Some advice for Google about Plus

Last year, I wrote Some advice for Google about Buzz, and unfortunately Google did not take my advice, and Buzz failed (not saying if they had taken my advice that Buzz would have succeeded, but it might have at least stood a chance). The good thing is they did take some of my advice for Buzz and apply it to Google Plus, by allowing people to start slowly (you just need a Google account, as far as I can tell, not a Gmail address), reducing noise-to-signal ratio (with circles streams), and making privacy settings easy.

But Google Plus is not yet in the clear. I have only one piece of advice for Google at this point for Google Plus: let people sign up already!!!

When the news media first started talking about Google Plus, I signed up for an invite and never got it. Then a friend of mine, who is the social networking master, offered invites on Facebook, and I jumped on it right away. I was able then to invite several other friends before Google clamped down because of “insane demand.”

Look, Google… don’t let this chance pass you by. Right now, Google Plus is getting unanimously glowing reviews in both the tech press and the mainstream press. Everybody loves Google Plus, but Google Plus sucks if no one is using it. I seriously have 12 friends on it, and only about three of them update regularly—doesn’t make for a site I want to come back to often.

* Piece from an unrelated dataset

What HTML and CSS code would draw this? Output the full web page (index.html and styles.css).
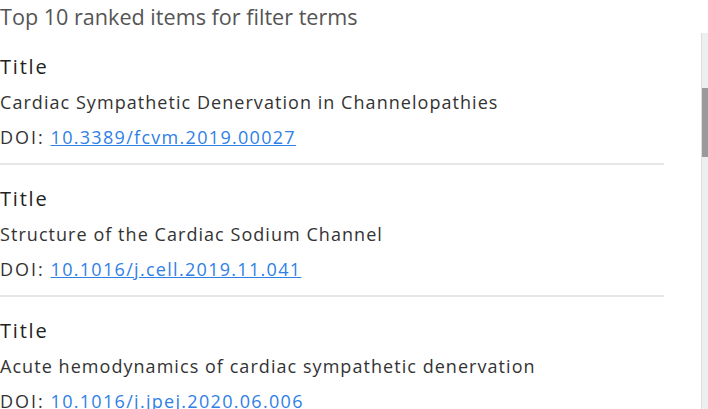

So if you really are trying to roll this out carefully, instead of just opening the floodgates and then clamping down on all invites, give each Google Plus user an allotment of two invites per week (invites that actually work). That will be a slow rollout and will play on people’s already existing anticipation.

Be smart, Google. You finally have a good product. If you play your cards right, Google Plus will be a Gmail, Maps, Android, Chrome or Docs (instead of a Buzz, Video Player, or Answers).


  1. Wow, as many as 12 friends! I had six following me, one of whom is a stranger. It was discouraging enough for me to delete it, or, in Google terms, ‘downgrade’. Reminds me of Vkontakte—unless you have friends in Russia, there’s no point having an account there.

  2. Google+ suffers from the same privacy problems as Facebook, not to mention that their aim is the same, to sell your data to advertisers. You should really be on the free software based, community-owned, advertising-free Diaspora instead. Google+’s interface looks so nice because they swiped it from Diaspora!